## WHAT NEEDS TO BE DONE
Count the lines below that contain the word "components". Give only the number.

## COLLECTED MATERIAL

##########

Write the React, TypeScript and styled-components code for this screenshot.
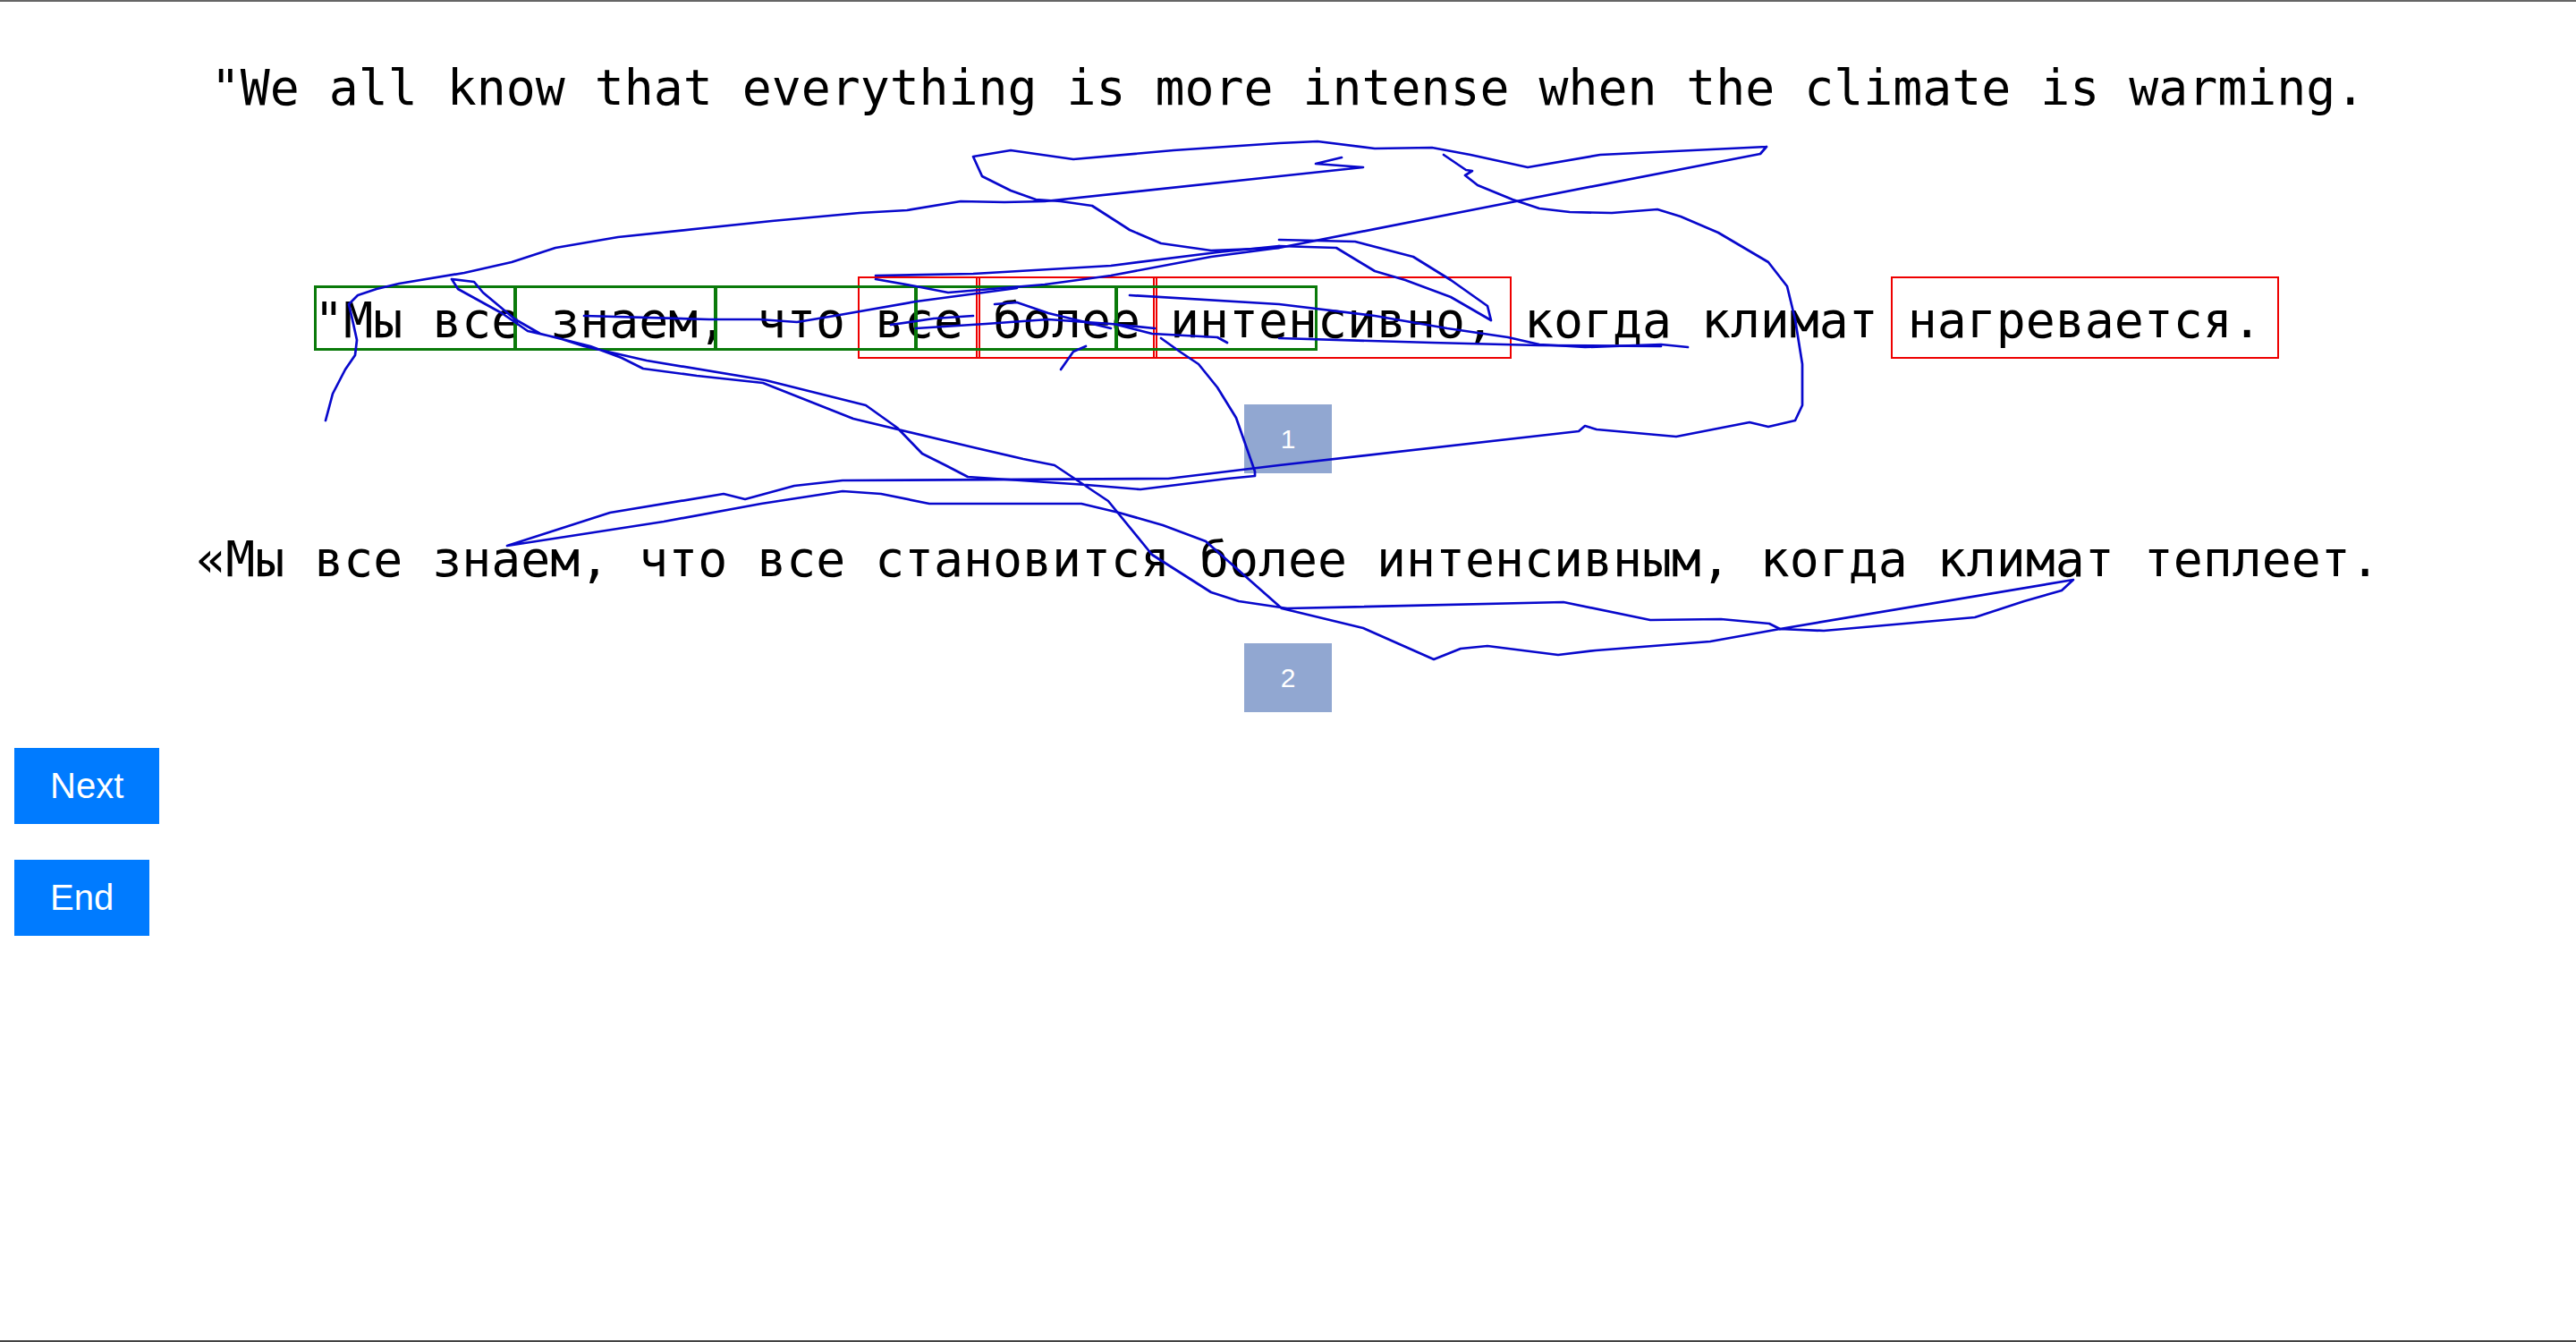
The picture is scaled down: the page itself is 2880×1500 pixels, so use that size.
import React from "react";
import styled, { createGlobalStyle } from "styled-components";

const GlobalStyle = createGlobalStyle`
  html, body {
    margin: 0;
    padding: 0;
    background: #ffffff;
  }
  body {
    font-family: "Liberation Sans", Arial, sans-serif;
  }
`;

// freehand pointer trace, in page pixels
const trace = [
  "364,470 372,440 386,413 397,397 399,380 393,353 390,340 400,330 421,323 446,317 519,305 572,293 621,277 691,265 786,255 863,247 961,238 1014,235 1074,225 1123,226 1168,225 1430,197 1524,187 1471,183 1500,176",
  "1975,164 1934,166 1789,173 1708,187 1644,173 1601,165 1537,166 1473,158 1430,160 1312,168 1200,178 1130,168 1088,175 1098,197 1130,213 1158,223 1186,225 1221,230 1263,257 1298,272 1354,280 1430,277 1695,225 1968,172 1975,164",
  "1614,173 1639,190 1646,191 1638,196 1652,207 1691,223 1721,233 1755,237 1802,238 1853,234 1879,242 1921,260 1977,293 1998,320 2007,357 2015,407 2015,453 2007,470 1977,477 1956,472 1874,488 1785,480 1772,476 1765,482 1430,520 1306,535 942,537 888,543 833,558 809,552 682,573 567,610 645,598 742,583 851,563 942,549 985,552 1039,563 1209,563 1251,573 1300,587 1348,605 1433,680 1524,702 1603,737 1633,725 1663,722 1742,732 1784,727 1912,717 1990,703 2318,648 2305,660 2263,672 2208,690 2039,705 1990,703",
  "1298,378 1319,393 1340,407 1361,433 1382,467 1396,507 1403,527 1403,532 1372,535 1275,547 1215,542 1082,533 1057,520 1031,507 1003,478 968,453 856,425 723,403 653,387 625,378 590,370 561,350 512,323 505,312 530,315 540,327 576,357 604,373 660,387 695,400 719,412 779,420 853,428 954,468 1088,500 1144,513 1179,520 1239,560 1288,620 1354,662 1385,672 1439,680 1748,673 1845,693 1924,692 1978,697 1990,703",
  "979,308 1088,306 1242,297 1361,282 1430,275",
  "979,312 1024,320 1060,327 1168,318 1242,308 1354,287 1430,277",
  "653,353 793,357 849,357 891,360 933,353 1024,337 1137,322",
  "996,363 1044,356 1088,353",
  "1024,367 1102,362 1172,357 1242,362 1291,367",
  "1112,340 1137,338 1172,350 1242,367",
  "1249,363 1288,373 1361,377 1372,383",
  "1263,330 1430,340 1537,353 1618,367 1686,377 1721,385 1772,388 1857,385 1887,388",
  "1430,378 1601,383 1721,386 1857,387",
  "1430,275 1494,277 1537,303 1571,313 1622,332 1667,358 1663,342 1622,313 1580,287 1515,270 1430,268",
  "1186,413 1200,393 1214,387",
];

const target = [
  { text: "\"Мы все знаем, что ", marked: false },
  { text: "все", marked: true },
  { text: " ", marked: false },
  { text: "более", marked: true },
  { text: " ", marked: false },
  { text: "интенсивно,", marked: true },
  { text: " когда климат ", marked: false },
  { text: "нагревается.", marked: true },
];

const Page = styled.div`
  position: relative;
  height: 1500px;
  box-sizing: border-box;
  padding-top: 65px;
  box-shadow: inset 0 2px 0 #666666, inset 0 -2px 0 #444444;
  overflow: hidden;
`;

const Sentence = styled.div<{ $gap?: number }>`
  font-family: "DejaVu Sans Mono", monospace;
  font-size: 54.8px;
  line-height: 66px;
  color: #000000;
  text-align: center;
  white-space: pre;
  margin-top: ${(p) => p.$gap ?? 0}px;
`;

const AlignedLine = styled.div`
  position: relative;
  width: fit-content;
  margin: 0 auto;
`;

const Word = styled.span<{ $marked: boolean }>`
  position: relative;

  &::after {
    content: "";
    display: ${(p) => (p.$marked ? "block" : "none")};
    position: absolute;
    left: -19px;
    right: -19px;
    top: -17px;
    bottom: -11px;
    border: 2px solid #ee0000;
  }
`;

const SourceBox = styled.div<{ $index: number }>`
  position: absolute;
  top: -6px;
  left: ${(p) => p.$index * 224}px;
  width: 226px;
  height: 73px;
  box-sizing: border-box;
  border: 3px solid #0a7a0a;
`;

const Badge = styled.div<{ $gap: number }>`
  width: 98px;
  height: 77px;
  margin: ${(p) => p.$gap}px auto 0;
  background: #91a7d1;
  color: #ffffff;
  font-family: "Liberation Sans", Arial, sans-serif;
  font-size: 30px;
  display: flex;
  align-items: center;
  justify-content: center;
`;

const Controls = styled.div`
  margin-top: 40px;
  padding-left: 16px;
  display: flex;
  flex-direction: column;
  align-items: flex-start;
  gap: 40px;
`;

const ActionButton = styled.button`
  height: 85px;
  padding: 0 40px;
  border: none;
  border-radius: 0;
  background: #007bff;
  color: #ffffff;
  font-family: "Liberation Sans", Arial, sans-serif;
  font-size: 40px;
  cursor: pointer;
`;

const Trace = styled.svg`
  position: absolute;
  top: 0;
  left: 0;
  pointer-events: none;
`;

function App() {
  return (
    <>
      <GlobalStyle />
      <Page>
        <Sentence>"We all know that everything is more intense when the climate is warming.</Sentence>

        <Sentence $gap={194}>
          <AlignedLine>
            {target.map((seg, i) => (
              <Word key={i} $marked={seg.marked}>
                {seg.text}
              </Word>
            ))}
            {[0, 1, 2, 3, 4].map((i) => (
              <SourceBox key={i} $index={i} />
            ))}
          </AlignedLine>
        </Sentence>
        <Badge $gap={61}>1</Badge>

        <Sentence $gap={63}>«Мы все знаем, что все становится более интенсивным, когда климат теплеет.</Sentence>
        <Badge $gap={61}>2</Badge>

        <Controls>
          <ActionButton>Next</ActionButton>
          <ActionButton>End</ActionButton>
        </Controls>

        <Trace width="2880" height="1500" viewBox="0 0 2880 1500">
          {trace.map((pts, i) => (
            <polyline
              key={i}
              points={pts}
              fill="none"
              stroke="#0808cc"
              strokeWidth={2.7}
              strokeLinejoin="round"
              strokeLinecap="round"
            />
          ))}
        </Trace>
      </Page>
    </>
  );
}

export default App;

##########

## TASK OUTPUT
2